* **INSTRUCTIONS FOR THE TASK**
Reproduce all the lines below exactly and omit the images.

===== SUPPLIED MATERIAL =====

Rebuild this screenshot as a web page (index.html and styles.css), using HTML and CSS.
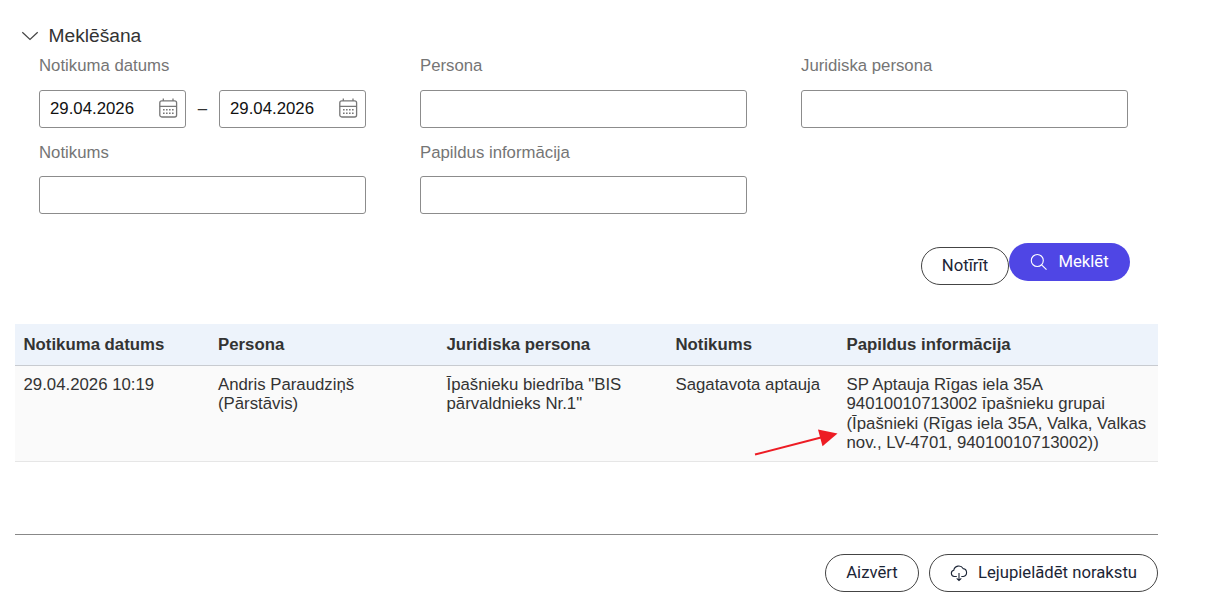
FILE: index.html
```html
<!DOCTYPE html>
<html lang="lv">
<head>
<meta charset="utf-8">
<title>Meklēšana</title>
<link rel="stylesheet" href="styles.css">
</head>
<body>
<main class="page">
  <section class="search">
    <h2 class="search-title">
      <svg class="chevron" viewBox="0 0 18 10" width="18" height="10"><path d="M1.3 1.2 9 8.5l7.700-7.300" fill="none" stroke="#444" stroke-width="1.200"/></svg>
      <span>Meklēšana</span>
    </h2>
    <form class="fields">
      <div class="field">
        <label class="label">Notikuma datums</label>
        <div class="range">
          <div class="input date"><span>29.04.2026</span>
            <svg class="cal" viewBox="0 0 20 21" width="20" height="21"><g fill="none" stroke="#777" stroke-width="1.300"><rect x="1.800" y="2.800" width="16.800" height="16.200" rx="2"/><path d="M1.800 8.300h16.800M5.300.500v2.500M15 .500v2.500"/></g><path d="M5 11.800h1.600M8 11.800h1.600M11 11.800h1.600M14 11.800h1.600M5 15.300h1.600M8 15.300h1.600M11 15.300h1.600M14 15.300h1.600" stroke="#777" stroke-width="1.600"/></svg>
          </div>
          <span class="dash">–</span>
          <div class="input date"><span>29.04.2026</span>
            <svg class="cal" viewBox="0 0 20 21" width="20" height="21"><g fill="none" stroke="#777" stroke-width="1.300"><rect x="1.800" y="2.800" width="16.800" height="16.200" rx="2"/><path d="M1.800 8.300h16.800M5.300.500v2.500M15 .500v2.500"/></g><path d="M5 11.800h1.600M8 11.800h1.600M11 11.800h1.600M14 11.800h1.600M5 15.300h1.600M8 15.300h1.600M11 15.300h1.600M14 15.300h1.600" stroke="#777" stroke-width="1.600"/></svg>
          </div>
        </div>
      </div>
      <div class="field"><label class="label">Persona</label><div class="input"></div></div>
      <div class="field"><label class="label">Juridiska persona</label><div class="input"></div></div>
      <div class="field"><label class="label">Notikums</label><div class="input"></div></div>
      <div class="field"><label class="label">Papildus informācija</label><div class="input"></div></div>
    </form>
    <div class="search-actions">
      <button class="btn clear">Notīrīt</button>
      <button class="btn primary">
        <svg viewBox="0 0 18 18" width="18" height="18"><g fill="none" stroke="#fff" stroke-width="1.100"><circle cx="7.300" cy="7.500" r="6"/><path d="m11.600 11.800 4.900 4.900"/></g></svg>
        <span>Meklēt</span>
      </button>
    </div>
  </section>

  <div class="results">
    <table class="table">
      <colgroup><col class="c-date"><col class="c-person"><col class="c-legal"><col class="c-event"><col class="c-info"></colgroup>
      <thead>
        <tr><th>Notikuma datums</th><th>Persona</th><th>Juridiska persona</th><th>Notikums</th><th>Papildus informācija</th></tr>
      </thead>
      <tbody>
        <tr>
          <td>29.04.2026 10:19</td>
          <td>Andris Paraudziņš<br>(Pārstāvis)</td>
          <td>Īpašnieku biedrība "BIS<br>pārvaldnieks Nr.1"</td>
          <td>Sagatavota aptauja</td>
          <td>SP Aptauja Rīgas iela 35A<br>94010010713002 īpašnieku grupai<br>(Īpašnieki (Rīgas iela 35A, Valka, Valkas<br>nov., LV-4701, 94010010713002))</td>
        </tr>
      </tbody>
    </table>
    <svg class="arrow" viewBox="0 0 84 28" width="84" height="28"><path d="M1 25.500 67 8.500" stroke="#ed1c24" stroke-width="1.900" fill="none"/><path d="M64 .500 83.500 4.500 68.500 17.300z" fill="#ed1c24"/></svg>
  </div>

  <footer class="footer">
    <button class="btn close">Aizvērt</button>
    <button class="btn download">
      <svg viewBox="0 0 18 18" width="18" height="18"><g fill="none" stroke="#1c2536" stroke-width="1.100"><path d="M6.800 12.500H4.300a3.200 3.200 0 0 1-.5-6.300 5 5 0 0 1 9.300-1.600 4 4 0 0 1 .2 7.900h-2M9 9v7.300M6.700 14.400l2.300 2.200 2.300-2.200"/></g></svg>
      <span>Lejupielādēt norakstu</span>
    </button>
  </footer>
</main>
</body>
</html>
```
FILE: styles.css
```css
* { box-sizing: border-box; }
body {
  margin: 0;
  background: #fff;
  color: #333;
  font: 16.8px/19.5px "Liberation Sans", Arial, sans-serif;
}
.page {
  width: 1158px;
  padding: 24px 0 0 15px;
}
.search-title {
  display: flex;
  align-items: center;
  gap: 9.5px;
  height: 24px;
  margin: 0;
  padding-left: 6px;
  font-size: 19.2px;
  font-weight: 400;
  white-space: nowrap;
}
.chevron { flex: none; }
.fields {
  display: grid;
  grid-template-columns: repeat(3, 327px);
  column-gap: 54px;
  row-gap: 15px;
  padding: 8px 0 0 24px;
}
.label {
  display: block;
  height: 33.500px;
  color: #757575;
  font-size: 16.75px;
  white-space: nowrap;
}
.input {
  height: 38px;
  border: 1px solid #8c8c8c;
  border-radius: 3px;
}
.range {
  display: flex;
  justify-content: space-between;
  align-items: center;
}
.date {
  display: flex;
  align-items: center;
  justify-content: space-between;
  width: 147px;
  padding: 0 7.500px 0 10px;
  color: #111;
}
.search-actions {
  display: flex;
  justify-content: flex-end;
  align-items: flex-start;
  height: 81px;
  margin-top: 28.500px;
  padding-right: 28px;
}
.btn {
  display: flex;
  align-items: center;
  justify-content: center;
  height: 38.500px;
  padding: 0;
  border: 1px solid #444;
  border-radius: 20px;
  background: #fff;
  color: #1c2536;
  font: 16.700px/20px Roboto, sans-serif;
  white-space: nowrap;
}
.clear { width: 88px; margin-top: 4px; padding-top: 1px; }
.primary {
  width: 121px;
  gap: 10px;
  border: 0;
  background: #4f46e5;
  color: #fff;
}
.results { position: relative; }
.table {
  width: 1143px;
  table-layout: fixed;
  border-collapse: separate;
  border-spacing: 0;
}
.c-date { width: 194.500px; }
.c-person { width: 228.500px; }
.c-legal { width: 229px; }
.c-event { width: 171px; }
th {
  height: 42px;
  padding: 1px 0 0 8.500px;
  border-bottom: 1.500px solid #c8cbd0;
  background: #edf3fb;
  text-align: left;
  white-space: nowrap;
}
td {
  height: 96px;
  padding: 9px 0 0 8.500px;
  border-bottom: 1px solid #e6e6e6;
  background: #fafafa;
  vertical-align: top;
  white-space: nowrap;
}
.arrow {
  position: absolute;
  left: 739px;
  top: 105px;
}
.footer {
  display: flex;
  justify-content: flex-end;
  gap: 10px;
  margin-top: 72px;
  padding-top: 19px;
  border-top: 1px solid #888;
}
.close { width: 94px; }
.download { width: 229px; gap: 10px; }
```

=====

* **WRITTEN RESPONSE**
Rebuild this screenshot as a web page (index.html and styles.css), using HTML and CSS.
FILE: index.html
```html
<!DOCTYPE html>
<html lang="lv">
<head>
<meta charset="utf-8">
<title>Meklēšana</title>
<link rel="stylesheet" href="styles.css">
</head>
<body>
<main class="page">
  <section class="search">
    <h2 class="search-title">
      <svg class="chevron" viewBox="0 0 18 10" width="18" height="10"><path d="M1.3 1.2 9 8.5l7.700-7.300" fill="none" stroke="#444" stroke-width="1.200"/></svg>
      <span>Meklēšana</span>
    </h2>
    <form class="fields">
      <div class="field">
        <label class="label">Notikuma datums</label>
        <div class="range">
          <div class="input date"><span>29.04.2026</span>
            <svg class="cal" viewBox="0 0 20 21" width="20" height="21"><g fill="none" stroke="#777" stroke-width="1.300"><rect x="1.800" y="2.800" width="16.800" height="16.200" rx="2"/><path d="M1.800 8.300h16.800M5.300.500v2.500M15 .500v2.500"/></g><path d="M5 11.800h1.600M8 11.800h1.600M11 11.800h1.600M14 11.800h1.600M5 15.300h1.600M8 15.300h1.600M11 15.300h1.600M14 15.300h1.600" stroke="#777" stroke-width="1.600"/></svg>
          </div>
          <span class="dash">–</span>
          <div class="input date"><span>29.04.2026</span>
            <svg class="cal" viewBox="0 0 20 21" width="20" height="21"><g fill="none" stroke="#777" stroke-width="1.300"><rect x="1.800" y="2.800" width="16.800" height="16.200" rx="2"/><path d="M1.800 8.300h16.800M5.300.500v2.500M15 .500v2.500"/></g><path d="M5 11.800h1.600M8 11.800h1.600M11 11.800h1.600M14 11.800h1.600M5 15.300h1.600M8 15.300h1.600M11 15.300h1.600M14 15.300h1.600" stroke="#777" stroke-width="1.600"/></svg>
          </div>
        </div>
      </div>
      <div class="field"><label class="label">Persona</label><div class="input"></div></div>
      <div class="field"><label class="label">Juridiska persona</label><div class="input"></div></div>
      <div class="field"><label class="label">Notikums</label><div class="input"></div></div>
      <div class="field"><label class="label">Papildus informācija</label><div class="input"></div></div>
    </form>
    <div class="search-actions">
      <button class="btn clear">Notīrīt</button>
      <button class="btn primary">
        <svg viewBox="0 0 18 18" width="18" height="18"><g fill="none" stroke="#fff" stroke-width="1.100"><circle cx="7.300" cy="7.500" r="6"/><path d="m11.600 11.800 4.900 4.900"/></g></svg>
        <span>Meklēt</span>
      </button>
    </div>
  </section>

  <div class="results">
    <table class="table">
      <colgroup><col class="c-date"><col class="c-person"><col class="c-legal"><col class="c-event"><col class="c-info"></colgroup>
      <thead>
        <tr><th>Notikuma datums</th><th>Persona</th><th>Juridiska persona</th><th>Notikums</th><th>Papildus informācija</th></tr>
      </thead>
      <tbody>
        <tr>
          <td>29.04.2026 10:19</td>
          <td>Andris Paraudziņš<br>(Pārstāvis)</td>
          <td>Īpašnieku biedrība "BIS<br>pārvaldnieks Nr.1"</td>
          <td>Sagatavota aptauja</td>
          <td>SP Aptauja Rīgas iela 35A<br>94010010713002 īpašnieku grupai<br>(Īpašnieki (Rīgas iela 35A, Valka, Valkas<br>nov., LV-4701, 94010010713002))</td>
        </tr>
      </tbody>
    </table>
    <svg class="arrow" viewBox="0 0 84 28" width="84" height="28"><path d="M1 25.500 67 8.500" stroke="#ed1c24" stroke-width="1.900" fill="none"/><path d="M64 .500 83.500 4.500 68.500 17.300z" fill="#ed1c24"/></svg>
  </div>

  <footer class="footer">
    <button class="btn close">Aizvērt</button>
    <button class="btn download">
      <svg viewBox="0 0 18 18" width="18" height="18"><g fill="none" stroke="#1c2536" stroke-width="1.100"><path d="M6.800 12.500H4.300a3.200 3.200 0 0 1-.5-6.300 5 5 0 0 1 9.300-1.600 4 4 0 0 1 .2 7.900h-2M9 9v7.300M6.700 14.400l2.300 2.200 2.300-2.200"/></g></svg>
      <span>Lejupielādēt norakstu</span>
    </button>
  </footer>
</main>
</body>
</html>
```
FILE: styles.css
```css
* { box-sizing: border-box; }
body {
  margin: 0;
  background: #fff;
  color: #333;
  font: 16.8px/19.5px "Liberation Sans", Arial, sans-serif;
}
.page {
  width: 1158px;
  padding: 24px 0 0 15px;
}
.search-title {
  display: flex;
  align-items: center;
  gap: 9.5px;
  height: 24px;
  margin: 0;
  padding-left: 6px;
  font-size: 19.2px;
  font-weight: 400;
  white-space: nowrap;
}
.chevron { flex: none; }
.fields {
  display: grid;
  grid-template-columns: repeat(3, 327px);
  column-gap: 54px;
  row-gap: 15px;
  padding: 8px 0 0 24px;
}
.label {
  display: block;
  height: 33.500px;
  color: #757575;
  font-size: 16.75px;
  white-space: nowrap;
}
.input {
  height: 38px;
  border: 1px solid #8c8c8c;
  border-radius: 3px;
}
.range {
  display: flex;
  justify-content: space-between;
  align-items: center;
}
.date {
  display: flex;
  align-items: center;
  justify-content: space-between;
  width: 147px;
  padding: 0 7.500px 0 10px;
  color: #111;
}
.search-actions {
  display: flex;
  justify-content: flex-end;
  align-items: flex-start;
  height: 81px;
  margin-top: 28.500px;
  padding-right: 28px;
}
.btn {
  display: flex;
  align-items: center;
  justify-content: center;
  height: 38.500px;
  padding: 0;
  border: 1px solid #444;
  border-radius: 20px;
  background: #fff;
  color: #1c2536;
  font: 16.700px/20px Roboto, sans-serif;
  white-space: nowrap;
}
.clear { width: 88px; margin-top: 4px; padding-top: 1px; }
.primary {
  width: 121px;
  gap: 10px;
  border: 0;
  background: #4f46e5;
  color: #fff;
}
.results { position: relative; }
.table {
  width: 1143px;
  table-layout: fixed;
  border-collapse: separate;
  border-spacing: 0;
}
.c-date { width: 194.500px; }
.c-person { width: 228.500px; }
.c-legal { width: 229px; }
.c-event { width: 171px; }
th {
  height: 42px;
  padding: 1px 0 0 8.500px;
  border-bottom: 1.500px solid #c8cbd0;
  background: #edf3fb;
  text-align: left;
  white-space: nowrap;
}
td {
  height: 96px;
  padding: 9px 0 0 8.500px;
  border-bottom: 1px solid #e6e6e6;
  background: #fafafa;
  vertical-align: top;
  white-space: nowrap;
}
.arrow {
  position: absolute;
  left: 739px;
  top: 105px;
}
.footer {
  display: flex;
  justify-content: flex-end;
  gap: 10px;
  margin-top: 72px;
  padding-top: 19px;
  border-top: 1px solid #888;
}
.close { width: 94px; }
.download { width: 229px; gap: 10px; }
```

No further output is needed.